- Your background, experience, and credibility. Specifically, what experience do you have with startups. Have you run a startup? Have you been an employee or team member of a startup? And of course your education, degrees, schools, etc. And your work experience.
- Your team members' backgrounds and experience. If you don't have any team members, have you identified the key skills you need and candidates to hire? Are they likely to come on board? What are their backgrounds, skills, and experience? Who will do the administration, production, marketing, and sales?
- What problem do you solve, and what's your solution? I want to understand the needs and wants so I can decide for myself on product-market fit. What kinds of people or organizations have that problem, and how badly do they need or want what you are going to sell? For that you have to give me the whys and the background, the stories, not just the numbers; but numbers are good.
- And why you? Why are you more qualified than anybody else. Why and how did you get into this business. What sparked your interest? What qualifications do you (and your team) have. How can you keep others from jumping in on your business if it's successful? Patents are nice in some industries, but only good patents, that are well written and actually protect. Trade secrets are useful. Some sort of secret sauce is important.
- Competition. Who else is doing what you are, or solving what you solve? How do they do it? Don't say you have no competition, that sends a red flag alert that you are being naive. If you're so new or so good that you don't have competition now, you will after you launch.
- Traction and Key Metrics. How long have you been up and running, and how many customers or subscribers or sales or visits or downloads or conversions or leads and inquiries? What are your metrics so far? Where do you see them going.
- Milestones met, and milestones to come. I want to see both what you've done and what you plan to do. Your valuation today is about what you've accomplished already. What you plan to accomplish gives me an idea of possible future valuations.
- Strategy. Strategy is focus. What markets, what products, what specific attributes of your business make this focus realistic? What markets are you avoiding, and why? Do you have a staging plan, strategic markets first?

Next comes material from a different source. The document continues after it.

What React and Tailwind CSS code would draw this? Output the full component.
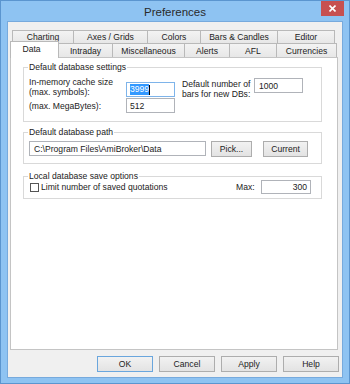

- Tactics. Tactics are essentials like pricing, channels, online, social, marketing, sales, financial plans. Do they match the strategy?
- Essential projections. Sales forecast built from bottoms-up assumptions, spending budget, projected P&L, balance, and cash flow. I don't expect you to be right in your forecasts, but I do expect you to have useful assumptions about drivers of sales, percentages of spending categories, major indicators like sales per employee, etc. I want you to understand the trade-off between growth and profits, and aim for growth. Your numbers don't go straight into my numbers because I don't believe yours; but I want yours to make sense.